**AIM**
For this exercise, copy out each line of the material below that includes "styles".

**MATERIAL**

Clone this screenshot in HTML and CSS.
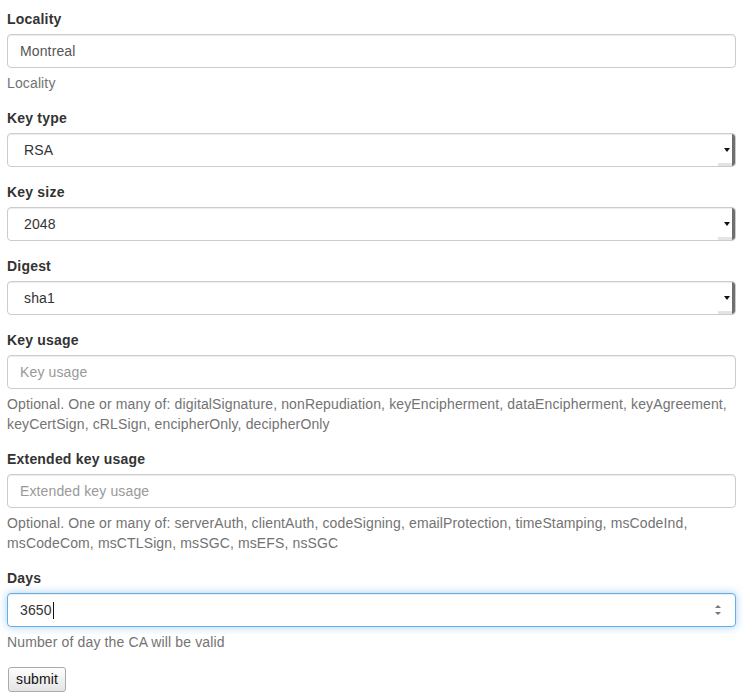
FILE: index.html
```html
<!DOCTYPE html>
<html>
<head>
<meta charset="utf-8">
<link rel="stylesheet" href="styles.css">
</head>
<body>
<form class="form">
  <div class="form-group">
    <label class="label">Locality</label>
    <div class="form-control">Montreal</div>
    <p class="help-block">Locality</p>
  </div>
  <div class="form-group">
    <label class="label">Key type</label>
    <div class="form-control select"><span class="select-value">RSA</span><span class="select-btn"><span class="tri"></span></span></div>
  </div>
  <div class="form-group">
    <label class="label">Key size</label>
    <div class="form-control select"><span class="select-value">2048</span><span class="select-btn"><span class="tri"></span></span></div>
  </div>
  <div class="form-group">
    <label class="label">Digest</label>
    <div class="form-control select"><span class="select-value">sha1</span><span class="select-btn"><span class="tri"></span></span></div>
  </div>
  <div class="form-group">
    <label class="label">Key usage</label>
    <div class="form-control placeholder">Key usage</div>
    <p class="help-block">Optional. One or many of: digitalSignature, nonRepudiation, keyEncipherment, dataEncipherment, keyAgreement, keyCertSign, cRLSign, encipherOnly, decipherOnly</p>
  </div>
  <div class="form-group">
    <label class="label">Extended key usage</label>
    <div class="form-control placeholder">Extended key usage</div>
    <p class="help-block">Optional. One or many of: serverAuth, clientAuth, codeSigning, emailProtection, timeStamping, msCodeInd, msCodeCom, msCTLSign, msSGC, msEFS, nsSGC</p>
  </div>
  <div class="form-group">
    <label class="label">Days</label>
    <div class="form-control focused number"><span class="num-value">3650<span class="caret"></span></span><span class="spinner"><span class="up"></span><span class="down"></span></span></div>
    <p class="help-block">Number of day the CA will be valid</p>
  </div>
  <button type="button" class="submit">submit</button>
</form>
</body>
</html>
```

FILE: styles.css
```css
html, body {
  margin: 0;
  padding: 0;
  background: #fff;
}
body {
  font-family: "Liberation Sans", Arial, sans-serif;
  font-size: 14px;
  line-height: 20px;
  color: #333;
  letter-spacing: 0.13px;
}
.form {
  padding: 9px 8px 0 7px;
}
.form-group {
  margin-bottom: 15px;
}
.label {
  display: block;
  font-weight: bold;
  margin-bottom: 5px;
  line-height: 20px;
  letter-spacing: 0.2px;
}
.form-control {
  box-sizing: border-box;
  height: 34px;
  padding: 6px 12px;
  border: 1px solid #ccc;
  border-radius: 4px;
  box-shadow: inset 0 1px 1px rgba(0,0,0,.075);
  color: #555;
  background: #fff;
  display: flex;
  align-items: center;
}
.placeholder {
  color: #999;
}
.help-block {
  margin: 5px 0 10px;
  color: #737373;
}
.select {
  padding: 0 0 0 16px;
  overflow: hidden;
  color: #333;
}
.select-value {
  flex: 1;
}
.select-btn {
  width: 14px;
  align-self: stretch;
  display: flex;
  align-items: center;
  justify-content: flex-end;
  border-right: 3px solid #6f6f6f;
  box-shadow: inset 0 -3px 0 #e4e4e4;
  border-radius: 0 3px 3px 0;
}
.tri {
  width: 0;
  height: 0;
  border-left: 3px solid transparent;
  border-right: 3px solid transparent;
  border-top: 4px solid #111;
  margin-right: 2px;
}
.focused {
  border-color: #66afe9;
  box-shadow: inset 0 1px 1px rgba(0,0,0,.075), 0 0 8px rgba(102,175,233,.6);
}
.number {
  padding-right: 12px;
  color: #333;
}
.num-value {
  flex: 1;
  display: flex;
  align-items: center;
}
.caret {
  display: inline-block;
  width: 1px;
  height: 17px;
  background: #111;
  margin-left: 1px;
}
.spinner {
  display: flex;
  flex-direction: column;
  align-items: center;
  gap: 4px;
  margin-right: 2px;
}
.up, .down {
  width: 0;
  height: 0;
  border-left: 3px solid transparent;
  border-right: 3px solid transparent;
}
.up {
  border-bottom: 3px solid #777;
}
.down {
  border-top: 3px solid #777;
}
.submit {
  margin: 0 0 0 1px;
  font-family: "Liberation Sans", Arial, sans-serif;
  font-size: 14px;
  line-height: 20px;
  letter-spacing: 0.13px;
  padding: 1px 7px 2px;
  color: #111;
  border: 1px solid #aaa;
  border-radius: 3px;
  background: linear-gradient(#fdfdfd, #e4e4e4);
}
```
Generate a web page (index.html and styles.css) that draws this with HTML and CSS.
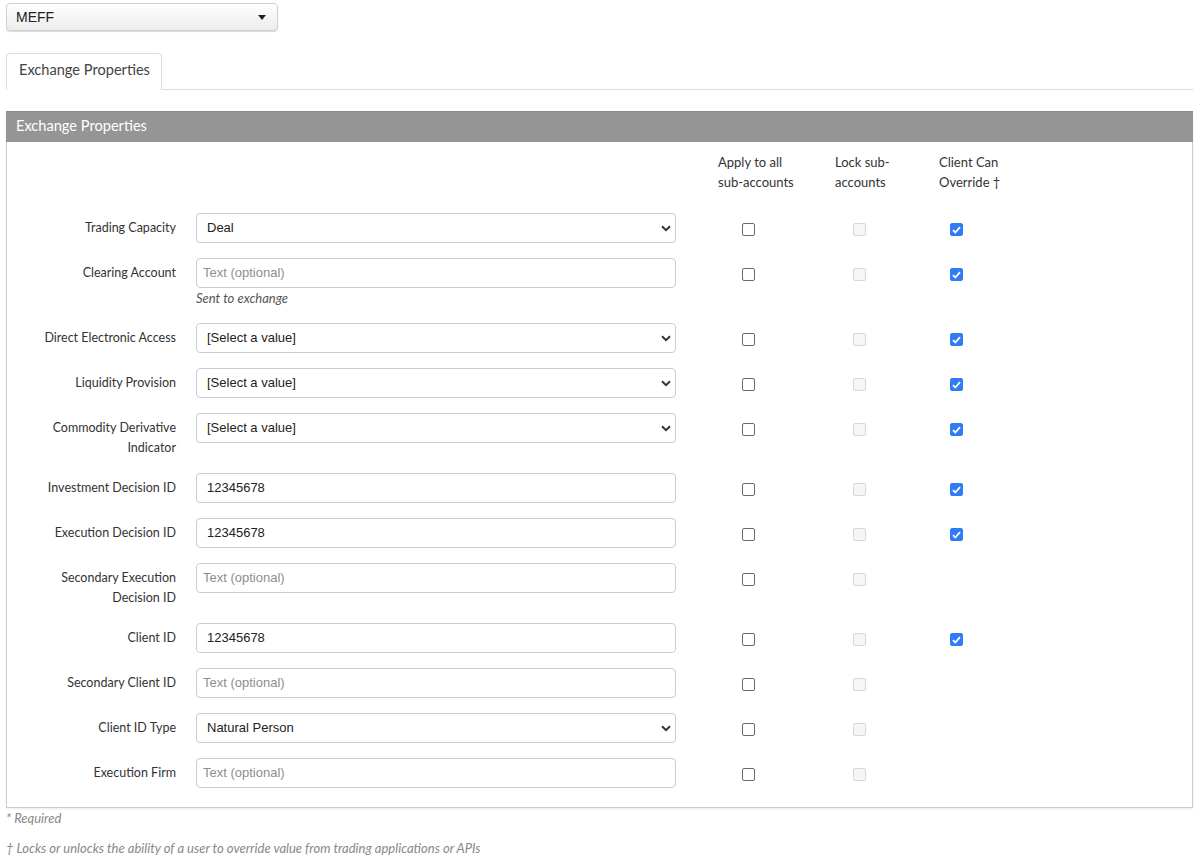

**FULL OUTPUT**
<link rel="stylesheet" href="styles.css">
FILE: styles.css
Generate a web page (index.html and styles.css) that draws this with HTML and CSS.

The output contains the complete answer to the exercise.